PROBLEM REQUIREMENTS ::
Say how many lines in the records include the string "with", adding no other words.

MATERIAL SUPPLIED ::
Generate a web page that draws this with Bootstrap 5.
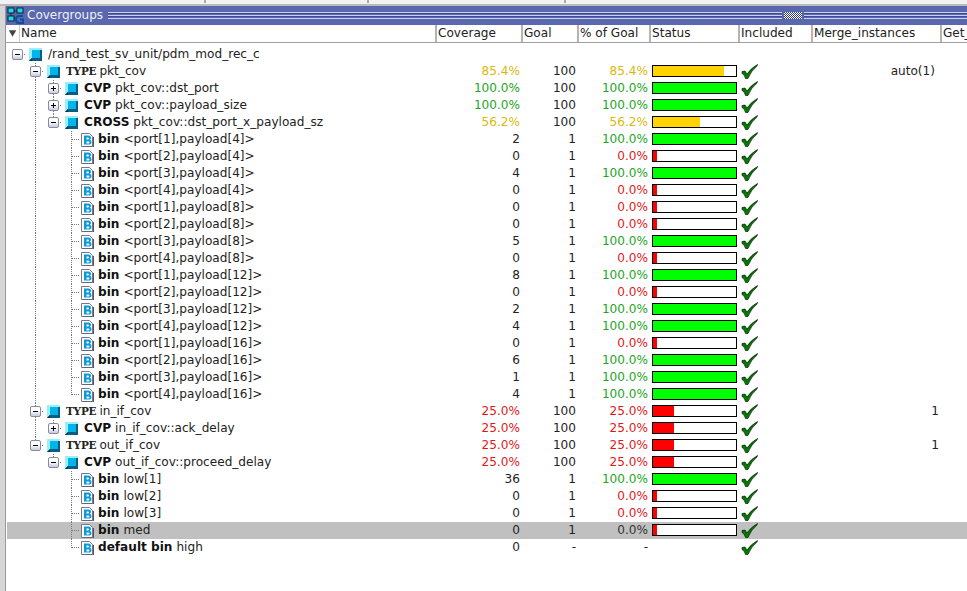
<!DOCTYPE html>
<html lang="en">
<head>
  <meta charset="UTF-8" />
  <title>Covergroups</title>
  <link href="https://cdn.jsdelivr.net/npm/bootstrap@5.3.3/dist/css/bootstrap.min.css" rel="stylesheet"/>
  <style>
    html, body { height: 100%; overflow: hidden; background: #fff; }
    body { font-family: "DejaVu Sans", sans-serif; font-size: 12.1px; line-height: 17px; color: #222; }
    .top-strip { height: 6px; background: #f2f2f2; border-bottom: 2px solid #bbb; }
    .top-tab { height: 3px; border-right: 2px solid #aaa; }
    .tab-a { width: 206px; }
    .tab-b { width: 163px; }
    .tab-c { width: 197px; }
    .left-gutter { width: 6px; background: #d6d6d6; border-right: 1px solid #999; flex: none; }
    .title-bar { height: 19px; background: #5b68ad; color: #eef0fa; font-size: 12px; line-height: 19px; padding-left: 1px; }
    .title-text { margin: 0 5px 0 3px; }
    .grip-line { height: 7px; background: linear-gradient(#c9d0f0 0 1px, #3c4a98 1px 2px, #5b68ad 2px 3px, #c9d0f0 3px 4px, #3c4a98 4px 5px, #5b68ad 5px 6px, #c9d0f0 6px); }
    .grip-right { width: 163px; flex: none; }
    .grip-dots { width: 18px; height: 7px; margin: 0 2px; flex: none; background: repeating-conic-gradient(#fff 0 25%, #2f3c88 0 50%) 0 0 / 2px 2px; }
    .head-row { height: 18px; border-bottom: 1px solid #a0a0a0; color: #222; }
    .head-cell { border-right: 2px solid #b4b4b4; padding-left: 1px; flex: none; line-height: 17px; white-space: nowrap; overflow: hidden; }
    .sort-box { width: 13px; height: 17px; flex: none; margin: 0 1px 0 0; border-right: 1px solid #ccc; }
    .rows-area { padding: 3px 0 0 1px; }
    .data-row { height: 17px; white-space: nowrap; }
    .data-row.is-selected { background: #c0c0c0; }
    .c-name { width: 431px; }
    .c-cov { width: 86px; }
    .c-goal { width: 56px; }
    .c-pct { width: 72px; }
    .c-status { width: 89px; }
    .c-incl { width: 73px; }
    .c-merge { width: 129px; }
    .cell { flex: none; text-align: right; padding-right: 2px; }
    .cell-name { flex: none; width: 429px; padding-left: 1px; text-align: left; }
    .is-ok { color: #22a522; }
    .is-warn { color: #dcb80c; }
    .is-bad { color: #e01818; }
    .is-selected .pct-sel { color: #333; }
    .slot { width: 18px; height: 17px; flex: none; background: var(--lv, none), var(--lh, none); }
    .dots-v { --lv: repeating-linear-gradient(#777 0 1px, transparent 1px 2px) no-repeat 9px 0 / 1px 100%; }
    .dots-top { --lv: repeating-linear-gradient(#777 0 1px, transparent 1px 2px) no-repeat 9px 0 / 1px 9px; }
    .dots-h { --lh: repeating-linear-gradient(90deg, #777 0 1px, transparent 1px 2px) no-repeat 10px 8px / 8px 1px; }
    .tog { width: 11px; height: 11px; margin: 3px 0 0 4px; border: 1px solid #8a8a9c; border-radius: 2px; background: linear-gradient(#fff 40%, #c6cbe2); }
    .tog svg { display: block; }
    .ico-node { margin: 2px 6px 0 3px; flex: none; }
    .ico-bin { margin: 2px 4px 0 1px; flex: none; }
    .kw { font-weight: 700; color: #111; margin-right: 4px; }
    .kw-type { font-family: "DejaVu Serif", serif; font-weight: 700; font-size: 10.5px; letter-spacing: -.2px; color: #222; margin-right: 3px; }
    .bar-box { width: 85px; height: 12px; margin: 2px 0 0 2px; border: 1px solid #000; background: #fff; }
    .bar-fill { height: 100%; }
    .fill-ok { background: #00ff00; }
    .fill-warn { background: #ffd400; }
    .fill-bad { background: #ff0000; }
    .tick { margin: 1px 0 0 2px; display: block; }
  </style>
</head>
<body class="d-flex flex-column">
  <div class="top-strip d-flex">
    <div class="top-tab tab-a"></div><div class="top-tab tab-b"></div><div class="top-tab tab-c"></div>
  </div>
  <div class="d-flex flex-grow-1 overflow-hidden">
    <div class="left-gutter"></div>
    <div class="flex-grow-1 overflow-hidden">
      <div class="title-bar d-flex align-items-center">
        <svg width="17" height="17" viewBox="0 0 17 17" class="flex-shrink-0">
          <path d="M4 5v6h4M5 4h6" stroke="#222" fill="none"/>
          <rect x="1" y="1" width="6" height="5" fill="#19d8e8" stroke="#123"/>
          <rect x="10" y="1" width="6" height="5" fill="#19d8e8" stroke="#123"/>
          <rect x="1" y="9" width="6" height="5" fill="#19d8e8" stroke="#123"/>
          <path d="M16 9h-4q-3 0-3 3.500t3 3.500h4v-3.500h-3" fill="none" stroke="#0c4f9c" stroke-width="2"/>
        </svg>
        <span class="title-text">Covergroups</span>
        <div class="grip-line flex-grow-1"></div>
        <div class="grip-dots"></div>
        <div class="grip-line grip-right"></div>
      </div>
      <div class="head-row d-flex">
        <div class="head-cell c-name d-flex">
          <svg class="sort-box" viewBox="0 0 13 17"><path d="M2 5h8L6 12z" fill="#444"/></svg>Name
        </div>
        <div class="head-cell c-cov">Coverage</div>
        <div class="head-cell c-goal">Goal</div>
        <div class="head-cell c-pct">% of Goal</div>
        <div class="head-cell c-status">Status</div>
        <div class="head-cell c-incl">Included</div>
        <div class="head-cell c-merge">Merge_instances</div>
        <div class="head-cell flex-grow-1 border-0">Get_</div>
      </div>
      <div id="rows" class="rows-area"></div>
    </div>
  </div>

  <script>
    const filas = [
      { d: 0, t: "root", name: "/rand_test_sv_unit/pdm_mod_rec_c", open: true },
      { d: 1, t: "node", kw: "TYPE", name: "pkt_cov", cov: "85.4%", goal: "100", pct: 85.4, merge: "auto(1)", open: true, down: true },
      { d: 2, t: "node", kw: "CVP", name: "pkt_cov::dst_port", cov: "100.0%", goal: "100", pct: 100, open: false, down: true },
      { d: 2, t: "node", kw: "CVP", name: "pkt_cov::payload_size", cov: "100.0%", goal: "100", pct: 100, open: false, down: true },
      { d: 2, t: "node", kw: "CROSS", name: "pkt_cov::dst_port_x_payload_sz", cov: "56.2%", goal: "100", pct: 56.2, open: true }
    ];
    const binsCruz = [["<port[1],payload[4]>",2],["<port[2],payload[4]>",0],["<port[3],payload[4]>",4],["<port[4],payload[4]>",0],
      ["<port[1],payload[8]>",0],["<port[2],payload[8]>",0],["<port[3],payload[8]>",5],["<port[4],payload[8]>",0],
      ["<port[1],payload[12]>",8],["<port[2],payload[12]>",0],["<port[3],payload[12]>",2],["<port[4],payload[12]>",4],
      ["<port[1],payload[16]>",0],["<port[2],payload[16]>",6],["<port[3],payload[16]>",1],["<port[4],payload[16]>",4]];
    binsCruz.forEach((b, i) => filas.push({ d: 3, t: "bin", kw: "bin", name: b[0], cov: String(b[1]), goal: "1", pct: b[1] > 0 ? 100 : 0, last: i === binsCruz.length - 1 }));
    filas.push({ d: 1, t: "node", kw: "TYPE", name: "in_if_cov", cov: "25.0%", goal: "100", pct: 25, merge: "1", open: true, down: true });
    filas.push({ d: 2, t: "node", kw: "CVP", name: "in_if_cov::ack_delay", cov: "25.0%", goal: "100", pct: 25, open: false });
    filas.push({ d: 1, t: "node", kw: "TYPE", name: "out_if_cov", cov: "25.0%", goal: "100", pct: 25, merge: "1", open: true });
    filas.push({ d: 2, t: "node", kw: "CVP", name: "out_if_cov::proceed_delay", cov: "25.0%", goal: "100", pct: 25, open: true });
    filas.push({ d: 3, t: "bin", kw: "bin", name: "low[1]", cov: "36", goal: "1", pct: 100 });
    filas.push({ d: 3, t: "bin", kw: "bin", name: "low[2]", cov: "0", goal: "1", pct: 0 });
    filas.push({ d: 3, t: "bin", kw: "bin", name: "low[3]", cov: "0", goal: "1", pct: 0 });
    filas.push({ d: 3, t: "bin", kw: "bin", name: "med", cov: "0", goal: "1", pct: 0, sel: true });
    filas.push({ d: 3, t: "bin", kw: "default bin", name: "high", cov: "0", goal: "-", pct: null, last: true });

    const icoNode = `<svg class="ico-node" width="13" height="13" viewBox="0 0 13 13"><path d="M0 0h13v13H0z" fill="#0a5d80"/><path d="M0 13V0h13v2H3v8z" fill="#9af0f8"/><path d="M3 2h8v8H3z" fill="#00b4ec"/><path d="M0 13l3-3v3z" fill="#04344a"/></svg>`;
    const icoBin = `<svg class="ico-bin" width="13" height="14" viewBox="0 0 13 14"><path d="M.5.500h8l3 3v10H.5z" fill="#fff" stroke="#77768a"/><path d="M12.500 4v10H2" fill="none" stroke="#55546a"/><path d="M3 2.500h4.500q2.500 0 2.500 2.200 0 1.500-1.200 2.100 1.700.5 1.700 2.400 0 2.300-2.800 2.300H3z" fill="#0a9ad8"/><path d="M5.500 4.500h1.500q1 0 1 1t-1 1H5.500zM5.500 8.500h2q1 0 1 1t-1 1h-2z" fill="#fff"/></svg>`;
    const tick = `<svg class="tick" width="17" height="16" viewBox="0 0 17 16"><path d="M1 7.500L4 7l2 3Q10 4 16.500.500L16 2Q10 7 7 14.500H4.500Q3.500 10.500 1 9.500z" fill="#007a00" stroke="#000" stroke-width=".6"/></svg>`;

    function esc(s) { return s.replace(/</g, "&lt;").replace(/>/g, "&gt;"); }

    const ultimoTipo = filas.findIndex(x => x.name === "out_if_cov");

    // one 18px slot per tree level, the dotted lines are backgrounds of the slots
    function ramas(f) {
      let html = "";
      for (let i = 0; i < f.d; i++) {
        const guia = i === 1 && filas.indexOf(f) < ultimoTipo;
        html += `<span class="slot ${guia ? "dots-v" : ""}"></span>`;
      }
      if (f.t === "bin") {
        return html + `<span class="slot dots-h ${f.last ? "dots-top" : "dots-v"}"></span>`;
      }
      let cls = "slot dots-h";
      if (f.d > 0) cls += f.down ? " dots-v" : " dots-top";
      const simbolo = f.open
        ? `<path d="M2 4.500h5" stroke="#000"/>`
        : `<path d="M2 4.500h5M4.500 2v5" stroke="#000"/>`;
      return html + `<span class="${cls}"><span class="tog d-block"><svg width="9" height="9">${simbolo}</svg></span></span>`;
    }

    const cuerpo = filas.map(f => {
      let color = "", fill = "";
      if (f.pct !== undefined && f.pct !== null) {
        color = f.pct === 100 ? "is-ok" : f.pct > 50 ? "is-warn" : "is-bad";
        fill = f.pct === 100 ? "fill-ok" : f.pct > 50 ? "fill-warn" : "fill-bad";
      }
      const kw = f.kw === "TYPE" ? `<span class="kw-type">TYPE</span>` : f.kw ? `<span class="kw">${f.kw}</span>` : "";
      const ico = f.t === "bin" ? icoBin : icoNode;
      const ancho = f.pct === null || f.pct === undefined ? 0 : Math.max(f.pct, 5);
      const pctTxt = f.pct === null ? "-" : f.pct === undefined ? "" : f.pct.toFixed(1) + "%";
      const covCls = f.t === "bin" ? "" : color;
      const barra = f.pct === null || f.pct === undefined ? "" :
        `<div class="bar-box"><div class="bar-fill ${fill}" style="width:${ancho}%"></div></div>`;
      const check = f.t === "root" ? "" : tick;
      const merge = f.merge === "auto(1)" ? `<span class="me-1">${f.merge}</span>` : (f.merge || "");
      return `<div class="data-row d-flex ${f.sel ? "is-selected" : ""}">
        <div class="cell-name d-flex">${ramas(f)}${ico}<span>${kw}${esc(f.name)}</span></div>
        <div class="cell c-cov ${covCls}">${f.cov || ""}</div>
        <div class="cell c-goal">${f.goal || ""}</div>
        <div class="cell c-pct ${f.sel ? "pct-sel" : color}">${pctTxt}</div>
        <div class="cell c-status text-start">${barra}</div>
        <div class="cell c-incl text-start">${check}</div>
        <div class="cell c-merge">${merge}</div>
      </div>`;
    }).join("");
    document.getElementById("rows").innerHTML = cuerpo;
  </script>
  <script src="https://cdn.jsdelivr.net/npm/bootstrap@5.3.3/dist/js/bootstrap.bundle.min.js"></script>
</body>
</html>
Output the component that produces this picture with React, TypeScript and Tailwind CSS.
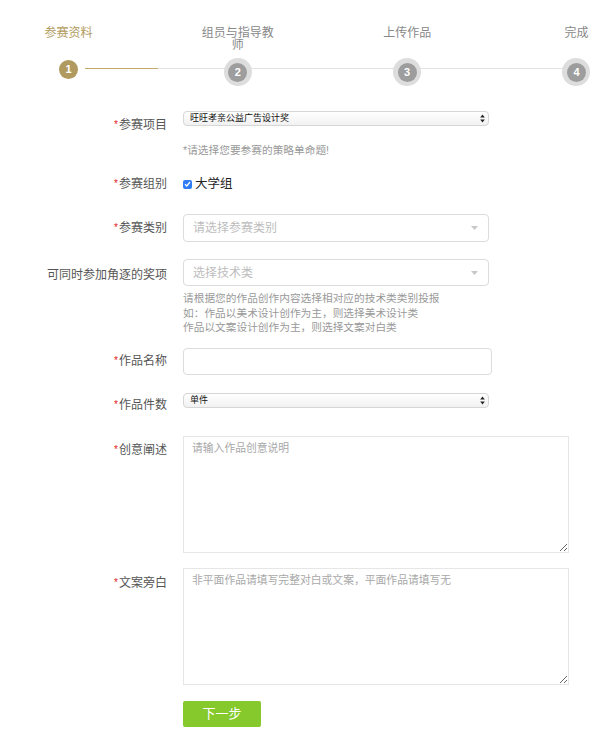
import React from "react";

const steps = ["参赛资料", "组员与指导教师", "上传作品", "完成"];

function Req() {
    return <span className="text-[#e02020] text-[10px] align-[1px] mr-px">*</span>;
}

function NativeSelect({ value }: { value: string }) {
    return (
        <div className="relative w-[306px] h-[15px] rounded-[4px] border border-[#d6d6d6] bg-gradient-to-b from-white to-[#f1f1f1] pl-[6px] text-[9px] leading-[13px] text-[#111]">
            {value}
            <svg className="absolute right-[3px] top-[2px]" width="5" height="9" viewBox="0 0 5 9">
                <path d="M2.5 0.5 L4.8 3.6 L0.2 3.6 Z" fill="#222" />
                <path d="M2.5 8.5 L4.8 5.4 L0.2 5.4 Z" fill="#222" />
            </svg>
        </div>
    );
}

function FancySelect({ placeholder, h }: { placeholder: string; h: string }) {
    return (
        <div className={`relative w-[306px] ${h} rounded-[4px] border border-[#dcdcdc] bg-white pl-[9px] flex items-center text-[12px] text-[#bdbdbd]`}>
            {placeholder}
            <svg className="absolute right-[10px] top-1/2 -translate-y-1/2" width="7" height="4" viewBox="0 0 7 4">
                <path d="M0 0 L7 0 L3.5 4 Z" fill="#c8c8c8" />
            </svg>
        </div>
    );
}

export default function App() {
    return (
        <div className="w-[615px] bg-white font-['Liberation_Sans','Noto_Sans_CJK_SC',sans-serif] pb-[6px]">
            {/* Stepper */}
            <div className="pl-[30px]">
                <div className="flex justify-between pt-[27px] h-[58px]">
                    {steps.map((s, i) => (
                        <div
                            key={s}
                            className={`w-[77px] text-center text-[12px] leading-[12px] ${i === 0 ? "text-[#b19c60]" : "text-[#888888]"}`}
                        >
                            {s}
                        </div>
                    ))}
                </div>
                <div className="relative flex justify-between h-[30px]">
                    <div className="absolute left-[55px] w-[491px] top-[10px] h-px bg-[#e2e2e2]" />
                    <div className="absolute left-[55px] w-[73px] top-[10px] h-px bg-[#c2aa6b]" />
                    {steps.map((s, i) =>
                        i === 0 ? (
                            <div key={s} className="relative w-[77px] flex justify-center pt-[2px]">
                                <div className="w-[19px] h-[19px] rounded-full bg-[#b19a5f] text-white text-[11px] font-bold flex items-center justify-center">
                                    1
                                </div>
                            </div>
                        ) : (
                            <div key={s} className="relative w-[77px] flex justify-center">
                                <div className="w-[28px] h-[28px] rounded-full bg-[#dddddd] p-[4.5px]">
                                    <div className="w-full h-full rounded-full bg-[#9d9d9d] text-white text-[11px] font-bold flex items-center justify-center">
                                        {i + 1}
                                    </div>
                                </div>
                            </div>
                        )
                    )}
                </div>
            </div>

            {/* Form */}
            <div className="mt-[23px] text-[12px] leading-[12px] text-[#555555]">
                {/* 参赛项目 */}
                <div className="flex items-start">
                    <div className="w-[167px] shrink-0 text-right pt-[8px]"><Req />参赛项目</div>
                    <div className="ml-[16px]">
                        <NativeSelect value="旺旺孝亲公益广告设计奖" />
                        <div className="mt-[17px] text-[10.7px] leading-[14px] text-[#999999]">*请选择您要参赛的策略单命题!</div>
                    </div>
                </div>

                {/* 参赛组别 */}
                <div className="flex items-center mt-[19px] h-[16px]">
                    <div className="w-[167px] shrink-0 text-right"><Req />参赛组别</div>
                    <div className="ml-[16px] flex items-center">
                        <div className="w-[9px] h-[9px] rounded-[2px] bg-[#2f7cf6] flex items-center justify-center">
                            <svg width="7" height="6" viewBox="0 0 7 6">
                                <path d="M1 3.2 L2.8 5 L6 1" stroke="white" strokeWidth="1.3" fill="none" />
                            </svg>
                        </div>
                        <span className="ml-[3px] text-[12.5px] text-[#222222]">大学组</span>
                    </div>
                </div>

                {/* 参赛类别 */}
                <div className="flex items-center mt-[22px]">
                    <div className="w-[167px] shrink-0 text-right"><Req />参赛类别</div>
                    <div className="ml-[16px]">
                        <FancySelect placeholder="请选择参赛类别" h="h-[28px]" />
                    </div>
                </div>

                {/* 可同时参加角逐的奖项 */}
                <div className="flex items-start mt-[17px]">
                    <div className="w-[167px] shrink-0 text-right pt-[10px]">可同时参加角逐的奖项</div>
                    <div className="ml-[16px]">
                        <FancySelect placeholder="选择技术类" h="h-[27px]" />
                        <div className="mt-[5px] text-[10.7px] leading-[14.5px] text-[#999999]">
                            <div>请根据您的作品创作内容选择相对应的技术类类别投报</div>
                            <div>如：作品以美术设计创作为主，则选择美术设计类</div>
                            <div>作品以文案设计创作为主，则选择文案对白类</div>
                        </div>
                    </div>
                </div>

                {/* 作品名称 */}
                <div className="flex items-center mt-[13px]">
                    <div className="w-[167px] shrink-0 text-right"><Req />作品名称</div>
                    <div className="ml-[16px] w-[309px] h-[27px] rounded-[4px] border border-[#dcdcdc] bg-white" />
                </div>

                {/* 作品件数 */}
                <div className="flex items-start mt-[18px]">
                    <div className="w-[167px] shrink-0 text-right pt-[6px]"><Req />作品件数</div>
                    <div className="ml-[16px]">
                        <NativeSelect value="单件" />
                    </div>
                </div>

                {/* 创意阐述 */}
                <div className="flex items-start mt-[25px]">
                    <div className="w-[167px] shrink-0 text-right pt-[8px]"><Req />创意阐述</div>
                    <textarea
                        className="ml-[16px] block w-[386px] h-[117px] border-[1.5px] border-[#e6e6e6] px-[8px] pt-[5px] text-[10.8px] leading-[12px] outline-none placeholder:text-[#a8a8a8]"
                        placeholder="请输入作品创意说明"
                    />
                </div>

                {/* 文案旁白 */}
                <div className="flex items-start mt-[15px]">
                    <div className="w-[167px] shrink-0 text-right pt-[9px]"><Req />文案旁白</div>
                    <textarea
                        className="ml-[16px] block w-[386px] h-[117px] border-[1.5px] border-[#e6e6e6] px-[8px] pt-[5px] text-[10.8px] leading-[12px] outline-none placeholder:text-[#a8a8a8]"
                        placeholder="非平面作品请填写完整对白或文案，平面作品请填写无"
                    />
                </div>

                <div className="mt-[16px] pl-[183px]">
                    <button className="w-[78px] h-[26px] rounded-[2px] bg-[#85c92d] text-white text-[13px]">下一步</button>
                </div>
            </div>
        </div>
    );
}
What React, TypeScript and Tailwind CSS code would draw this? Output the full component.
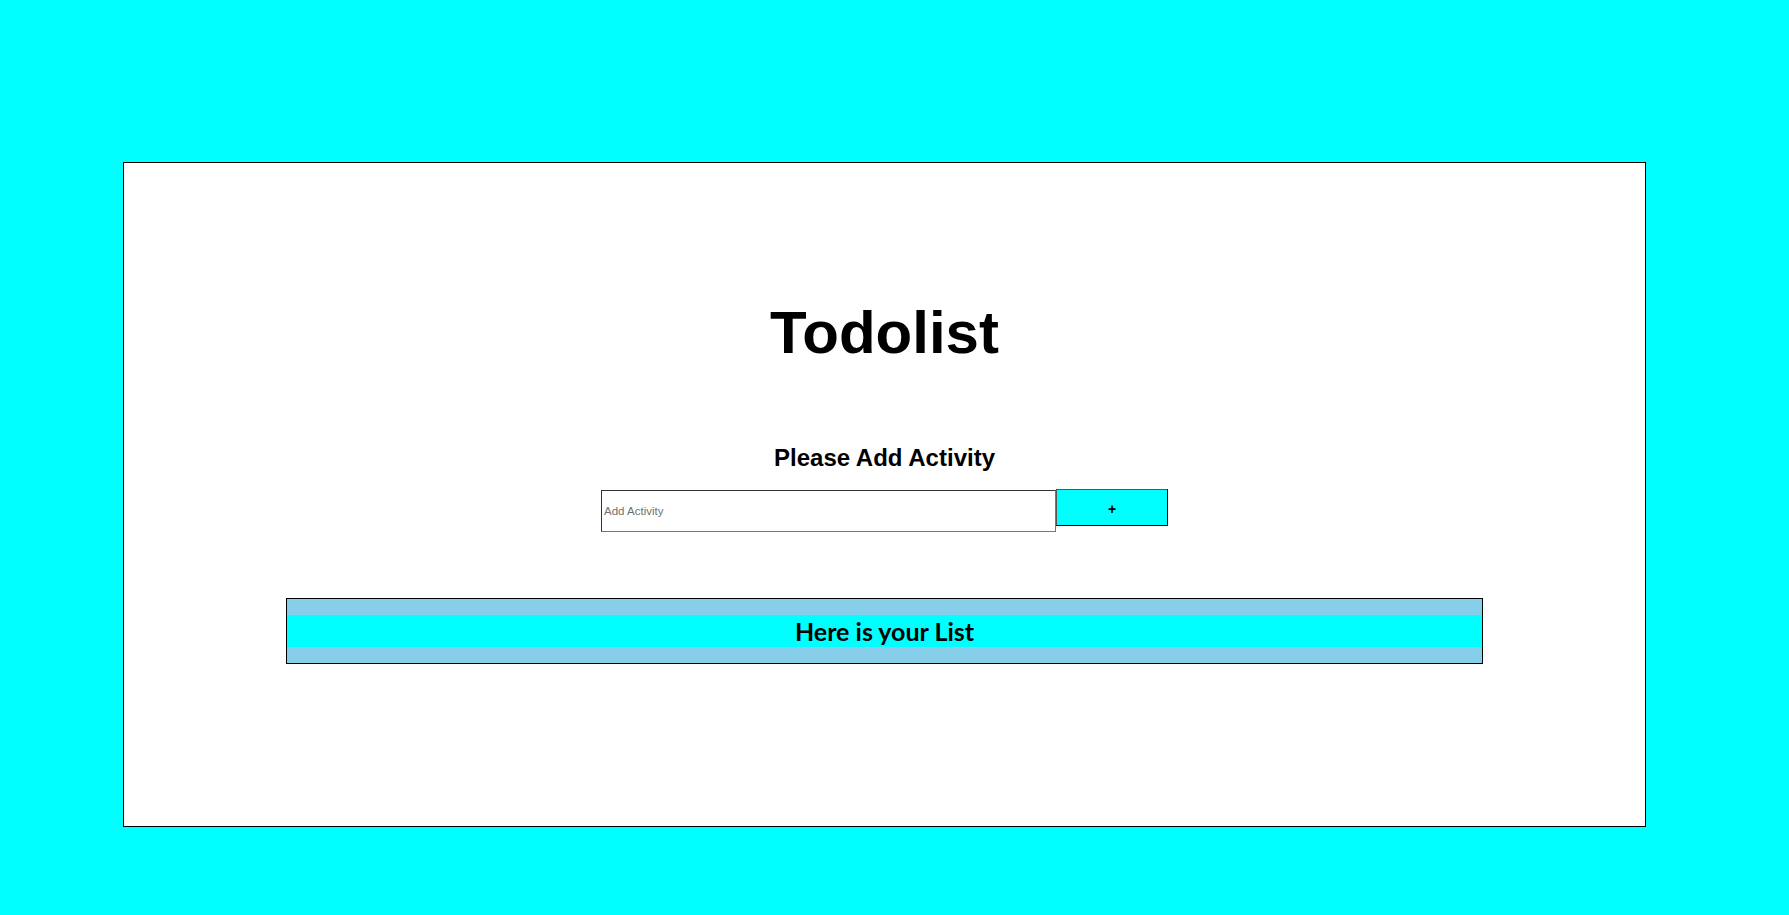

FINISHED ANSWER ::
2